Y todes caemos. Ahí estamos nosotras, lejos y sin guita, en una playa que todo el mundo nos recomendó en la previa. Y que después, una vez que regresamos, pocos se dignaron a aceptar que sí, en efecto, el agua era helada. Como bañarse adentro de un tacho que contuvo latas de birra hasta recién. Como bañarse en Mar del Tuyú o en algún dique cordobés, pero con mayor probabilidad de encontrarnos a nosotras mismas por metro cuadrado. Ahí estaba yo, sola en plena siesta de enero, recorriendo el barrio de Barracas en Buenos Aires porque alguien dijo en Instagram que era un distrito del diseño enérgico y dinámico. ¿Y con qué me encuentro? Con dos talleres desguazando motos y el pavimento bajo el sol prometiendo temperaturas cercanas a una plancha que espera un bife.
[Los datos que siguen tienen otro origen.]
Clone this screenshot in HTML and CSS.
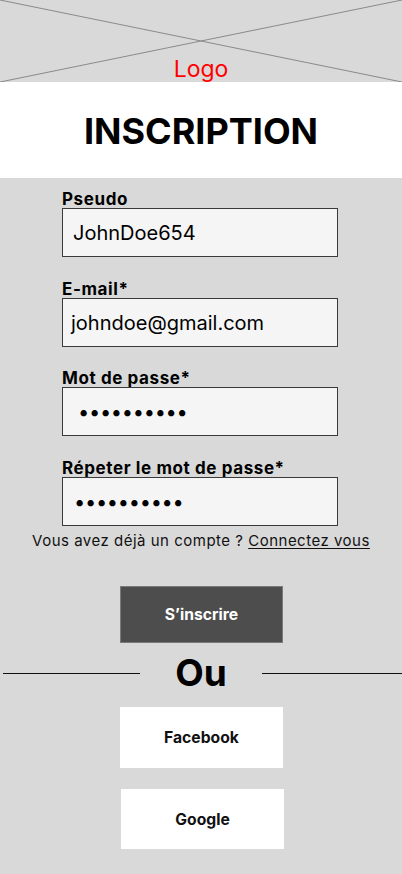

“Viajar no es sólo cuestión de dinero, sino de coraje”. Si claro, claro que sí. Preguntale a cualquiera que se haya embarcado en la Ruta del Che o como sea que se llame. Todes tuvieron diarrea en algún momento del viaje. ¿Qué mejor manera de probar tu coraje que cavando un pozo en la tierra para usar de letrina? Y ni te digo el coraje que se precisa para dormir en un hostel rodeado de alemanes que no se bañan desde hace seis meses y que usan borcegos en pleno verano.

Mi amiga Beba se fue de viaje a la Patagonia y el momento cumbre de su experiencia quedó grabado en unas hermosas stories de Instagram: en el medio de la nada, frente a un lago espectacular, el viento les voló la sombrilla y se las depositó a metros de la orilla entre las aguas cristalinas pero congeladas. Y Beba y su compañero flashearon MacGyver: armaron la caña de pescar y jugaron un rato a intentar atraparla como si eso fuera una especie de juego del programa de Guido. ¿Nivel de autosuperación? Ocho mil. ¿Lo arruinaron haciendo de eso una historia de superación personal que se culmina con una frase pomposa y pretenciosa sobre la importancia de nunca darnos por vencidos? No. Nos dejaron el material en crudo generando una tensión condensada en 15 segundos digna de un corto del Bafici. Creo que esa historia es lo que generó el giro en la Matrix que devino en el Covid. Lo del pangolín lo inventaron ellos para que no nos demos cuenta.

Ahora que estamos atrapades en este espiral de angustia y desilusión, viendo como nuestro poder adquisitivo se evapora con la rapidez de un helado de una bocha que algún niño deja caer sobre el pavimento de Aristóbulo del Valle, no cedamos ante el encanto de esa vida mágica de viajes que prometen épicos momentos de autodescubrimiento y selfies estéticas. No caigamos frente a ese flyer precioso que nos baja una línea del estilo “Viajar es enamorarse a cada paso”. Enamorarse está bien, de vez en cuando. Es también el sentimiento que ha sostenido la carrera de Arjona hasta acá. No nos dejemos estafar: en ningún lugar nos vamos a conocer tanto a nosotres mismes como charlando hacia el interior de un barbijo al que venimos escupiendo desde el principio de la cuarentena.